EXERCISE PROMPT: Repeat the records verbatim and leave the pictures out of your copy.

* * * *

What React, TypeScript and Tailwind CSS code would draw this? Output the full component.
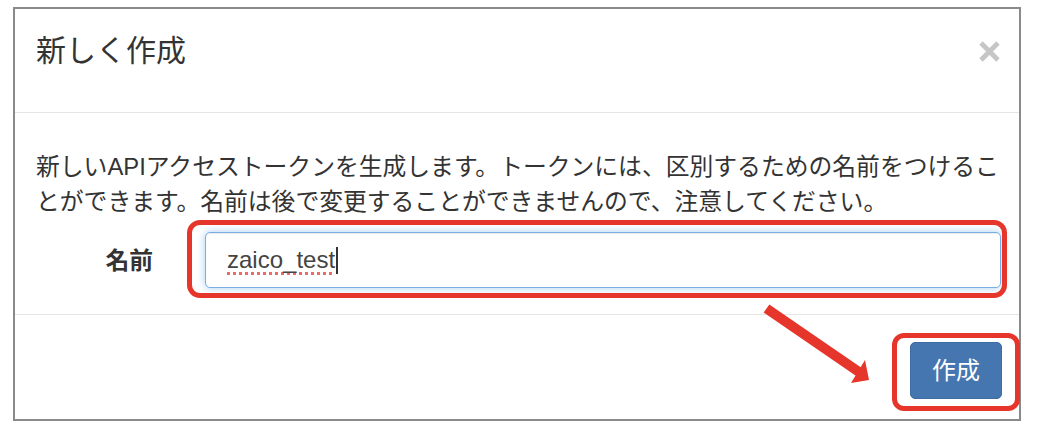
import React from "react";

export default function App() {
  return (
    <div className="relative w-[1040px] h-[432px] bg-white overflow-hidden font-['Liberation_Sans','Noto_Sans_CJK_JP',sans-serif] text-[#333]">
      <div className="ml-[13px] mt-[7px] w-[1008px] h-[414px] border-2 border-[#8a8a8a] flex flex-col bg-white">
        {/* header */}
        <div className="h-[104px] shrink-0 border-b border-[#e5e5e5] pl-[21px] pr-[19px] pt-[21px]">
          <div className="h-[42px] flex items-center justify-between">
            <h4 className="text-[30px] leading-[42px] font-normal">新しく作成</h4>
            <svg width="21" height="21" viewBox="0 0 21 21" className="block">
              <path d="M2 2 L19 19 M19 2 L2 19" stroke="#c6c6c6" strokeWidth="4.8" strokeLinecap="butt" />
            </svg>
          </div>
        </div>
        {/* body */}
        <div className="h-[202px] shrink-0 border-b border-[#e5e5e5] pl-[21px] pr-[6px] pt-[36px]">
          <p className="text-[23.8px] leading-[35px] whitespace-nowrap">
            新しいAPIアクセストークンを生成します。トークンには、区別するための名前をつけるこ
            <br />
            とができます。名前は後で変更することができませんので、注意してください。
          </p>
          <div className="mt-[13px] flex items-center">
            <label className="w-[117px] text-right text-[23.8px] leading-[35px] font-bold">名前</label>
            <div className="ml-[52px] w-[796px] h-[56px] rounded-[5px] border-[1.5px] border-[#7aaee2] shadow-[inset_0_1px_1px_rgba(0,0,0,0.075),0_0_8px_rgba(102,175,233,0.6)] flex items-center pl-[21px] bg-white">
              <span className="text-[24px] leading-[30px] text-[#444] underline decoration-dotted decoration-[#ec6a6a] decoration-[3px] underline-offset-[4px]">
                zaico_test
              </span>
              <span className="inline-block w-[1.5px] h-[27px] bg-[#333] ml-[1px]" />
            </div>
          </div>
        </div>
        {/* footer */}
        <div className="flex-1 flex justify-end items-start pt-[27px] pr-[17px]">
          <button className="w-[92px] h-[57px] rounded-[5px] bg-[#4676b0] border border-[#3f6ca3] text-white text-[24px] leading-[30px]">
            作成
          </button>
        </div>
      </div>

      {/* annotations */}
      <div className="absolute left-[187px] top-[220px] w-[820px] h-[78px] border-[5px] border-[#e6352b] rounded-[13px]" />
      <div className="absolute left-[892px] top-[333px] w-[128px] h-[78px] border-[5px] border-[#e6352b] rounded-[12px]" />
      <svg className="absolute left-0 top-0 pointer-events-none" width="1040" height="432" viewBox="0 0 1040 432">
        <line x1="766.5" y1="308.5" x2="859" y2="372" stroke="#e6352b" strokeWidth="10" strokeLinecap="butt" />
        <polygon points="869,380 865,360 851,383" fill="#e6352b" />
      </svg>
    </div>
  );
}
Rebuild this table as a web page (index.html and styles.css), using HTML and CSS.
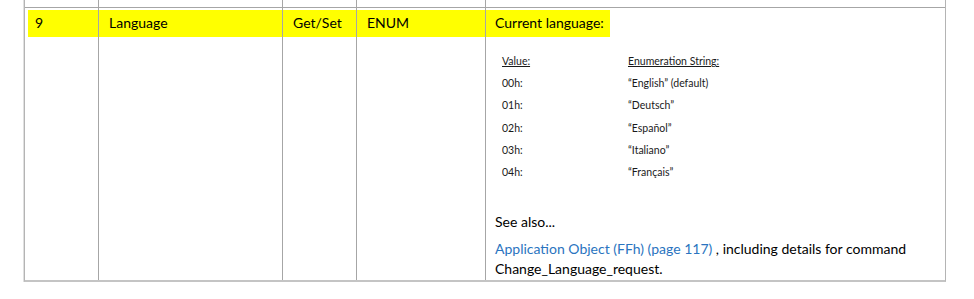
FILE: index.html
```html
<!DOCTYPE html>
<html>
<head>
<meta charset="utf-8">
<link rel="stylesheet" href="styles.css">
</head>
<body>
<div class="tbl">
  <div class="row prev">
    <div class="cell c1"></div>
    <div class="cell c2"></div>
    <div class="cell c3"></div>
    <div class="cell c4"></div>
    <div class="cell c5"></div>
  </div>
  <div class="row main">
    <div class="cell c1"><div class="hl first">9</div></div>
    <div class="cell c2"><div class="hl">Language</div></div>
    <div class="cell c3"><div class="hl">Get/Set</div></div>
    <div class="cell c4"><div class="hl">ENUM</div></div>
    <div class="cell c5">
      <div class="hl-inline">Current language:</div>
      <div class="enum">
        <div class="ehead">Value:</div><div class="ehead">Enumeration String:</div>
        <div>00h:</div><div>“English” (default)</div>
        <div>01h:</div><div>“Deutsch”</div>
        <div>02h:</div><div>“Español”</div>
        <div>03h:</div><div>“Italiano”</div>
        <div>04h:</div><div>“Français”</div>
      </div>
      <p class="see">See also...</p>
      <p class="ref"><a class="link" href="#">Application Object (FFh) (page 117)</a> , including details for command Change_Language_request.</p>
    </div>
  </div>
</div>
</body>
</html>
```
FILE: styles.css
```css
html, body {
  margin: 0;
  padding: 0;
  background: #ffffff;
}
body {
  font-family: "Lato", "Liberation Sans", sans-serif;
  font-size: 14px;
  color: #000;
}
.tbl {
  margin-left: 24px;
  width: 920px;
  border-left: 1px solid #b4b4b4;
  border-right: 1px solid #b4b4b4;
  border-bottom: 2px solid #c4c4c4;
  box-shadow: -1px 0 0 #e0e0e0;
}
.row {
  display: grid;
  grid-template-columns: 73px 184px 74px 129px 1fr;
}
.prev {
  height: 7px;
  border-bottom: 1px solid #a6a6a6;
}
.main {
  height: 272px;
}
.cell {
  border-left: 1px solid #a6a6a6;
  padding-top: 2px;
}
.cell.c1 {
  border-left: none;
}
.hl {
  background: #ffff00;
  height: 27px;
  line-height: 25px;
  padding-left: 10px;
  box-sizing: border-box;
}
.hl.first {
  margin-left: 3px;
  padding-left: 7px;
}
.hl-inline {
  display: inline-block;
  background: #ffff00;
  height: 27px;
  line-height: 25px;
  padding: 0 6px 0 9px;
}
.enum {
  display: grid;
  grid-template-columns: 126px 1fr;
  grid-auto-rows: 22.2px;
  margin: 13px 0 0 16px;
  font-size: 10.5px;
  line-height: 22px;
  color: #1a1a1a;
}
.ehead {
  text-decoration: underline;
}
.see {
  margin: 29px 0 0 9px;
  line-height: 20px;
}
.ref {
  margin: 7px 24px 0 9px;
  line-height: 20px;
}
.link {
  color: #2a74c0;
  text-decoration: none;
}
```
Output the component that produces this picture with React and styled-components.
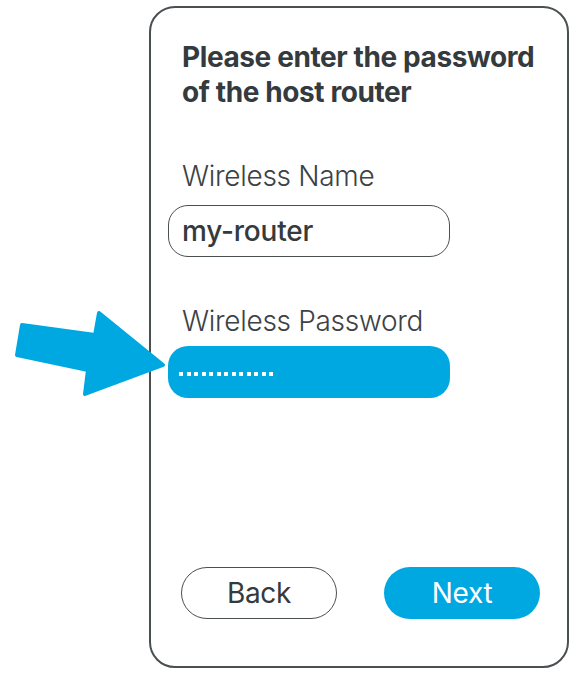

* * * *

COMPLETE ANSWER:
What React, TypeScript and Tailwind CSS code would draw this? Output the full component.
import React from "react";

export default function App() {
  return (
    <div className="relative w-[1040px] h-[432px] bg-white overflow-hidden font-['Liberation_Sans','Noto_Sans_CJK_JP',sans-serif] text-[#333]">
      <div className="ml-[13px] mt-[7px] w-[1008px] h-[414px] border-2 border-[#8a8a8a] flex flex-col bg-white">
        {/* header */}
        <div className="h-[104px] shrink-0 border-b border-[#e5e5e5] pl-[21px] pr-[19px] pt-[21px]">
          <div className="h-[42px] flex items-center justify-between">
            <h4 className="text-[30px] leading-[42px] font-normal">新しく作成</h4>
            <svg width="21" height="21" viewBox="0 0 21 21" className="block">
              <path d="M2 2 L19 19 M19 2 L2 19" stroke="#c6c6c6" strokeWidth="4.8" strokeLinecap="butt" />
            </svg>
          </div>
        </div>
        {/* body */}
        <div className="h-[202px] shrink-0 border-b border-[#e5e5e5] pl-[21px] pr-[6px] pt-[36px]">
          <p className="text-[23.8px] leading-[35px] whitespace-nowrap">
            新しいAPIアクセストークンを生成します。トークンには、区別するための名前をつけるこ
            <br />
            とができます。名前は後で変更することができませんので、注意してください。
          </p>
          <div className="mt-[13px] flex items-center">
            <label className="w-[117px] text-right text-[23.8px] leading-[35px] font-bold">名前</label>
            <div className="ml-[52px] w-[796px] h-[56px] rounded-[5px] border-[1.5px] border-[#7aaee2] shadow-[inset_0_1px_1px_rgba(0,0,0,0.075),0_0_8px_rgba(102,175,233,0.6)] flex items-center pl-[21px] bg-white">
              <span className="text-[24px] leading-[30px] text-[#444] underline decoration-dotted decoration-[#ec6a6a] decoration-[3px] underline-offset-[4px]">
                zaico_test
              </span>
              <span className="inline-block w-[1.5px] h-[27px] bg-[#333] ml-[1px]" />
            </div>
          </div>
        </div>
        {/* footer */}
        <div className="flex-1 flex justify-end items-start pt-[27px] pr-[17px]">
          <button className="w-[92px] h-[57px] rounded-[5px] bg-[#4676b0] border border-[#3f6ca3] text-white text-[24px] leading-[30px]">
            作成
          </button>
        </div>
      </div>

      {/* annotations */}
      <div className="absolute left-[187px] top-[220px] w-[820px] h-[78px] border-[5px] border-[#e6352b] rounded-[13px]" />
      <div className="absolute left-[892px] top-[333px] w-[128px] h-[78px] border-[5px] border-[#e6352b] rounded-[12px]" />
      <svg className="absolute left-0 top-0 pointer-events-none" width="1040" height="432" viewBox="0 0 1040 432">
        <line x1="766.5" y1="308.5" x2="859" y2="372" stroke="#e6352b" strokeWidth="10" strokeLinecap="butt" />
        <polygon points="869,380 865,360 851,383" fill="#e6352b" />
      </svg>
    </div>
  );
}
Rebuild this table as a web page (index.html and styles.css), using HTML and CSS.
FILE: index.html
```html
<!DOCTYPE html>
<html>
<head>
<meta charset="utf-8">
<link rel="stylesheet" href="styles.css">
</head>
<body>
<div class="tbl">
  <div class="row prev">
    <div class="cell c1"></div>
    <div class="cell c2"></div>
    <div class="cell c3"></div>
    <div class="cell c4"></div>
    <div class="cell c5"></div>
  </div>
  <div class="row main">
    <div class="cell c1"><div class="hl first">9</div></div>
    <div class="cell c2"><div class="hl">Language</div></div>
    <div class="cell c3"><div class="hl">Get/Set</div></div>
    <div class="cell c4"><div class="hl">ENUM</div></div>
    <div class="cell c5">
      <div class="hl-inline">Current language:</div>
      <div class="enum">
        <div class="ehead">Value:</div><div class="ehead">Enumeration String:</div>
        <div>00h:</div><div>“English” (default)</div>
        <div>01h:</div><div>“Deutsch”</div>
        <div>02h:</div><div>“Español”</div>
        <div>03h:</div><div>“Italiano”</div>
        <div>04h:</div><div>“Français”</div>
      </div>
      <p class="see">See also...</p>
      <p class="ref"><a class="link" href="#">Application Object (FFh) (page 117)</a> , including details for command Change_Language_request.</p>
    </div>
  </div>
</div>
</body>
</html>
```
FILE: styles.css
```css
html, body {
  margin: 0;
  padding: 0;
  background: #ffffff;
}
body {
  font-family: "Lato", "Liberation Sans", sans-serif;
  font-size: 14px;
  color: #000;
}
.tbl {
  margin-left: 24px;
  width: 920px;
  border-left: 1px solid #b4b4b4;
  border-right: 1px solid #b4b4b4;
  border-bottom: 2px solid #c4c4c4;
  box-shadow: -1px 0 0 #e0e0e0;
}
.row {
  display: grid;
  grid-template-columns: 73px 184px 74px 129px 1fr;
}
.prev {
  height: 7px;
  border-bottom: 1px solid #a6a6a6;
}
.main {
  height: 272px;
}
.cell {
  border-left: 1px solid #a6a6a6;
  padding-top: 2px;
}
.cell.c1 {
  border-left: none;
}
.hl {
  background: #ffff00;
  height: 27px;
  line-height: 25px;
  padding-left: 10px;
  box-sizing: border-box;
}
.hl.first {
  margin-left: 3px;
  padding-left: 7px;
}
.hl-inline {
  display: inline-block;
  background: #ffff00;
  height: 27px;
  line-height: 25px;
  padding: 0 6px 0 9px;
}
.enum {
  display: grid;
  grid-template-columns: 126px 1fr;
  grid-auto-rows: 22.2px;
  margin: 13px 0 0 16px;
  font-size: 10.5px;
  line-height: 22px;
  color: #1a1a1a;
}
.ehead {
  text-decoration: underline;
}
.see {
  margin: 29px 0 0 9px;
  line-height: 20px;
}
.ref {
  margin: 7px 24px 0 9px;
  line-height: 20px;
}
.link {
  color: #2a74c0;
  text-decoration: none;
}
```
Output the component that produces this picture with React and styled-components.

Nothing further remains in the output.